DATA LISTING start
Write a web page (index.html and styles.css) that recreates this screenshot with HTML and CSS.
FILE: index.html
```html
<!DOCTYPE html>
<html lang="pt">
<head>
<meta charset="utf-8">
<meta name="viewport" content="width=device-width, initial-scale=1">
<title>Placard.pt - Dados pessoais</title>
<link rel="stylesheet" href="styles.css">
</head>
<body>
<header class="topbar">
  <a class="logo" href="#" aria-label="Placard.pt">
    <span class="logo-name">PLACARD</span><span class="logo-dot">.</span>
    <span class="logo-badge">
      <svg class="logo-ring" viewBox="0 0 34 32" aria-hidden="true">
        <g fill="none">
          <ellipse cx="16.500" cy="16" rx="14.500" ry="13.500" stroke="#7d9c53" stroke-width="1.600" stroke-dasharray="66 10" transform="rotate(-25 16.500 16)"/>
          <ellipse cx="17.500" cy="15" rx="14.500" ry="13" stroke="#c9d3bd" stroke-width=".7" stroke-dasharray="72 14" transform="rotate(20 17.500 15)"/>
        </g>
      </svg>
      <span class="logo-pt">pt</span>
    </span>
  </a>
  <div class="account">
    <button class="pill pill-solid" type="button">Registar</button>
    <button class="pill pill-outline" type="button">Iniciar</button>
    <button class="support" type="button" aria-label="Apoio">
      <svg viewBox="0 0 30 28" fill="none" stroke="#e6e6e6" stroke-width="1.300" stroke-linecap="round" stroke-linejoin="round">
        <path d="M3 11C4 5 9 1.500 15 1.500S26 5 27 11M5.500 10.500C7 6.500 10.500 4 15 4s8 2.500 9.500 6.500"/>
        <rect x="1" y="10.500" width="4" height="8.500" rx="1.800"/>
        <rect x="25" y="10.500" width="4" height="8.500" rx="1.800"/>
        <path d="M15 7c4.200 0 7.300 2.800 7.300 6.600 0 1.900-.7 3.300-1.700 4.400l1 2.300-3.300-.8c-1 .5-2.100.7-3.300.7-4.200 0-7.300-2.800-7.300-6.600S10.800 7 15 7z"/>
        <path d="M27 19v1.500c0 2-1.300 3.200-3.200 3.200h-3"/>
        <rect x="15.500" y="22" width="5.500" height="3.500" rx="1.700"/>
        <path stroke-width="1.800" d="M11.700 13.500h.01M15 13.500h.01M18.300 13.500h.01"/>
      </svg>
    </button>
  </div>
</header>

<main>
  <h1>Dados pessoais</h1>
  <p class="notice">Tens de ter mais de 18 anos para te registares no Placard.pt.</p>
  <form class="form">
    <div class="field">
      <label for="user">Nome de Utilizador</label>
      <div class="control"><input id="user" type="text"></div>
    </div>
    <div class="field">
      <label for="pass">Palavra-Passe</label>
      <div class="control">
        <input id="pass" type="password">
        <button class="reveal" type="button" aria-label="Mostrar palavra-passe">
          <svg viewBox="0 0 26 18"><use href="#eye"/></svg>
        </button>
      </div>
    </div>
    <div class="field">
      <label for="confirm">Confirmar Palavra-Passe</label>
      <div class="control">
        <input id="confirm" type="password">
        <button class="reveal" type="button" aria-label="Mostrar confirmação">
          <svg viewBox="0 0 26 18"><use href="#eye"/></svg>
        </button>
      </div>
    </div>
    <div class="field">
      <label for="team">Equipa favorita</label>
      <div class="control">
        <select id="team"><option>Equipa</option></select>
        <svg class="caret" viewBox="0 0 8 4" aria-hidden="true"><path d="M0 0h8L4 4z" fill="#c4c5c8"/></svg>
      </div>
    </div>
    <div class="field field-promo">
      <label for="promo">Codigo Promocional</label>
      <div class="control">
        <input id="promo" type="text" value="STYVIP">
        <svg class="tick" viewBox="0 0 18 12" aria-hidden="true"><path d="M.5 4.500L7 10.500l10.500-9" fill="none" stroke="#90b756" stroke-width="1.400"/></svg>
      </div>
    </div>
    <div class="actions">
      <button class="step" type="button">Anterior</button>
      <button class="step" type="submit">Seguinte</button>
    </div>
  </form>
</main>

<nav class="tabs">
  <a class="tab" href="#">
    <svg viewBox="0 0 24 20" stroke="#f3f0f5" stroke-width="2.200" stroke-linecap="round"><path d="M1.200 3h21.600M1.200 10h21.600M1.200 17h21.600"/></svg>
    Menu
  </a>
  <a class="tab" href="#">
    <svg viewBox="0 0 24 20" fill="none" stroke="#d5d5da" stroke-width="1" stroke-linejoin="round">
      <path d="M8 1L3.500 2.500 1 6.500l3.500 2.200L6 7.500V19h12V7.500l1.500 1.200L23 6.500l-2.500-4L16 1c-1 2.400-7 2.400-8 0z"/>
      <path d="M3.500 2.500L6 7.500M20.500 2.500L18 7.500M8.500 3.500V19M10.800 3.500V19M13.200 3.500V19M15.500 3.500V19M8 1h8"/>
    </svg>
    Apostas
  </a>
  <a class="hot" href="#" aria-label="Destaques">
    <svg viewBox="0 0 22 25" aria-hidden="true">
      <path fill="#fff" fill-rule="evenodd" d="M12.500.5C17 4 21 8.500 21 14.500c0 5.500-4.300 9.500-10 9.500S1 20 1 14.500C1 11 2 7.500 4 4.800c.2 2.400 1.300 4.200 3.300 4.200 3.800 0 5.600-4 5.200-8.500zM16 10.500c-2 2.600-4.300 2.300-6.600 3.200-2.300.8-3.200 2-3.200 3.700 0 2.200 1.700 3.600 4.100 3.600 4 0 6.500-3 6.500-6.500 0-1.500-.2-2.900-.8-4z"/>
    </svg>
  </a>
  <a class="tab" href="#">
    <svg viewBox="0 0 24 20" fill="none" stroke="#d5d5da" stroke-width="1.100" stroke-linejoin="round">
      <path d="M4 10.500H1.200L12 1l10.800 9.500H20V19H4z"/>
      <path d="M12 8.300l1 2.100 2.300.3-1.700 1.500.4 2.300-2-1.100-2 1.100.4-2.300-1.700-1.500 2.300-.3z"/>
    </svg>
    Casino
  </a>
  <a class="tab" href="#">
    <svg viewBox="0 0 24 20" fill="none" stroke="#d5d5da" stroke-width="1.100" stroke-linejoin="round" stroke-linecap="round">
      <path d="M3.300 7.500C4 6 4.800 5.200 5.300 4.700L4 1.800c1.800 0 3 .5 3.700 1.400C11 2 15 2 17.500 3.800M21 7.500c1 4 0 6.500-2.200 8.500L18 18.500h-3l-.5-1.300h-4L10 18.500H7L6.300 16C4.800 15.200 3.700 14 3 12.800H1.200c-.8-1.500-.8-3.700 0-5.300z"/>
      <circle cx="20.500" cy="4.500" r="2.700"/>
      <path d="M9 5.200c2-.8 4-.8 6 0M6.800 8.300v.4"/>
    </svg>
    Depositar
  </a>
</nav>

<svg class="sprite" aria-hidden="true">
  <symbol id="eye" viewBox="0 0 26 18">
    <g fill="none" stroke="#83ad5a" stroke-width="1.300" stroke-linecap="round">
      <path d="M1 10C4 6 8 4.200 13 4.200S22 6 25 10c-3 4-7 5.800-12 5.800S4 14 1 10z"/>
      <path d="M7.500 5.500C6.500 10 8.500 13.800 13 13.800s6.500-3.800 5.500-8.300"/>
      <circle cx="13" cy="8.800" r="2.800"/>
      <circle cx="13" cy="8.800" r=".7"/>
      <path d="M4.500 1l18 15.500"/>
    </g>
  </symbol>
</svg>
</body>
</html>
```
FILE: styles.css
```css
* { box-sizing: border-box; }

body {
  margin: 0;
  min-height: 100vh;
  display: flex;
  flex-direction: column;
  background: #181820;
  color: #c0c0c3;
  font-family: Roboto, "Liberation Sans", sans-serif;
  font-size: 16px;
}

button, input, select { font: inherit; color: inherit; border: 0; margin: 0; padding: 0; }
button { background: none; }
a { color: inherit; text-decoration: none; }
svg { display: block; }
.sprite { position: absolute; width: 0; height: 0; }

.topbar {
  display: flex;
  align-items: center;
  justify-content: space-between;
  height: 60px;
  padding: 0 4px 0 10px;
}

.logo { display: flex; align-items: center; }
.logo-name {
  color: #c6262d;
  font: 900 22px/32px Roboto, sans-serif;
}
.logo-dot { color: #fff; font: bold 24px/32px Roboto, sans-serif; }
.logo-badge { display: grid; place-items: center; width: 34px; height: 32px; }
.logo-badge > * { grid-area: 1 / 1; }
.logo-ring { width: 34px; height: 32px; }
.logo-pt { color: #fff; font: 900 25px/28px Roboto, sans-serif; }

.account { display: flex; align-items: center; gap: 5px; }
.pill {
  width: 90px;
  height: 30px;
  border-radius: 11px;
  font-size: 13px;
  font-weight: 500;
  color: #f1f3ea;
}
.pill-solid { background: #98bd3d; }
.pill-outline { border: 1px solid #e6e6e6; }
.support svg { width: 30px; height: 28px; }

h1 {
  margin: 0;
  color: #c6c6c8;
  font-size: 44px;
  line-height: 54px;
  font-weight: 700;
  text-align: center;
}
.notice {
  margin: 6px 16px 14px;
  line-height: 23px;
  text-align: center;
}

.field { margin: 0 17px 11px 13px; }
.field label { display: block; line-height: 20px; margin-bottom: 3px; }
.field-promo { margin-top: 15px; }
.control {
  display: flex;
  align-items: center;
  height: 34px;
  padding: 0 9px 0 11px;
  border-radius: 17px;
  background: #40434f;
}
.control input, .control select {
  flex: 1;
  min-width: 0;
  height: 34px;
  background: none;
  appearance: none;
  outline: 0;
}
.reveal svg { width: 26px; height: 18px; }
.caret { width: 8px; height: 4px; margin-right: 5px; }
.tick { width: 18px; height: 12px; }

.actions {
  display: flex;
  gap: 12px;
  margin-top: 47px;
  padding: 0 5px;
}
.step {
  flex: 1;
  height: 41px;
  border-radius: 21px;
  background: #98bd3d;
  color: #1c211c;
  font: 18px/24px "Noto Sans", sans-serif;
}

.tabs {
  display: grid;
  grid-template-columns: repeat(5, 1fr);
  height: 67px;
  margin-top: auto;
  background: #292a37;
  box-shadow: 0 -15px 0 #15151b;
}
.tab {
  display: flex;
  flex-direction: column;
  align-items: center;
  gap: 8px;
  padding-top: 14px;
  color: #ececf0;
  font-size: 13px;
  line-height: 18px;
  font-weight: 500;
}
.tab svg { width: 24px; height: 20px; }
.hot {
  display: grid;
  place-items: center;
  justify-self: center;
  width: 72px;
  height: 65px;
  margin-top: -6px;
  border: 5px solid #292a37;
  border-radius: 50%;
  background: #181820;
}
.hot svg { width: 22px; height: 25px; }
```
DATA LISTING end
DATA LISTING start
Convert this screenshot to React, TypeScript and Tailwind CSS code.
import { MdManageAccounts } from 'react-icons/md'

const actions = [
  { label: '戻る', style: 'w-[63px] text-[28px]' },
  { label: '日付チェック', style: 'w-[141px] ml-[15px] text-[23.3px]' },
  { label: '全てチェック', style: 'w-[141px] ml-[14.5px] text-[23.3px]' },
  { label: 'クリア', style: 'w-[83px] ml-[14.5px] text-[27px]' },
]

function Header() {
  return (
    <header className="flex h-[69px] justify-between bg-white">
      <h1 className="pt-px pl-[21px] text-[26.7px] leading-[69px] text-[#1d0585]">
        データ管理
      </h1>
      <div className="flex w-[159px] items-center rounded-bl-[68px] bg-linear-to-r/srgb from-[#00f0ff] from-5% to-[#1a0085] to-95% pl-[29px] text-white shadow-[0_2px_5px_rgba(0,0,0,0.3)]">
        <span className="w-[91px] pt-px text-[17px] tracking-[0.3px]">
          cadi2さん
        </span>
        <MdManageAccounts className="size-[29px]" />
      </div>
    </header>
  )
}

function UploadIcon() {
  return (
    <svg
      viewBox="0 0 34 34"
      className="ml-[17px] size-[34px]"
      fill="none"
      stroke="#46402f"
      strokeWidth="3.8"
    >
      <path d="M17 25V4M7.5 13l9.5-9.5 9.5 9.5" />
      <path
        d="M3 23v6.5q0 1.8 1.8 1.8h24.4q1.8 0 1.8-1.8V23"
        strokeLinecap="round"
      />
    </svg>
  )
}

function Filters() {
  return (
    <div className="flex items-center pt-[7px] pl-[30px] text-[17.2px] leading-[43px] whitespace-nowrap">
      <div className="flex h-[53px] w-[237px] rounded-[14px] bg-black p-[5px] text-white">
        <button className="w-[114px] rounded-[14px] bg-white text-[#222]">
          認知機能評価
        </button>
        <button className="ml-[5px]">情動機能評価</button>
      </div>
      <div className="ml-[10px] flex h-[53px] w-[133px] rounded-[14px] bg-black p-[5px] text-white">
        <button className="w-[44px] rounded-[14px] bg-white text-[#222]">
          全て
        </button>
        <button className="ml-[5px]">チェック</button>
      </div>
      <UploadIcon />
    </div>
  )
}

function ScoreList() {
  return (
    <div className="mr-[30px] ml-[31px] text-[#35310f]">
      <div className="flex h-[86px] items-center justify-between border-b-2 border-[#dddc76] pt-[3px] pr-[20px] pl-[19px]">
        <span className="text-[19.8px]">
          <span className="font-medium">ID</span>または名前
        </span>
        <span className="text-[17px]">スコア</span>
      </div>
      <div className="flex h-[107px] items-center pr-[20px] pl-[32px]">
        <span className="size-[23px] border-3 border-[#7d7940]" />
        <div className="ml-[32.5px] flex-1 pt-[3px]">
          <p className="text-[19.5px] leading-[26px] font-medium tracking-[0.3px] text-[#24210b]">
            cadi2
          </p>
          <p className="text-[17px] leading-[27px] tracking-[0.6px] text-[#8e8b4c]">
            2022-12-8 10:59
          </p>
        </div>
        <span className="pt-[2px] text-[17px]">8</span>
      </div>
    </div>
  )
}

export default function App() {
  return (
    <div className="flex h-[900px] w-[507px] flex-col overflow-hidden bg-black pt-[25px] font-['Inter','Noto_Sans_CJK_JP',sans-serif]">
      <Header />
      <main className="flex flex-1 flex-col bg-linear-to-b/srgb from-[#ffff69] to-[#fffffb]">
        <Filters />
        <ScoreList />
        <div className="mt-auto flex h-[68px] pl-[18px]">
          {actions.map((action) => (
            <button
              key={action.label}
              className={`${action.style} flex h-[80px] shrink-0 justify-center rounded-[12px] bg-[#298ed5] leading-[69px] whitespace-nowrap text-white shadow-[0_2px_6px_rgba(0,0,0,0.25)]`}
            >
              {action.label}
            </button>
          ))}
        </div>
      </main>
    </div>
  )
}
DATA LISTING end
§ REQUIREMENT: Identify and extract each line of the listing that contains "index".

§ ANSWER FOR THIS EXERCISE:
Write a web page (index.html and styles.css) that recreates this screenshot with HTML and CSS.
FILE: index.html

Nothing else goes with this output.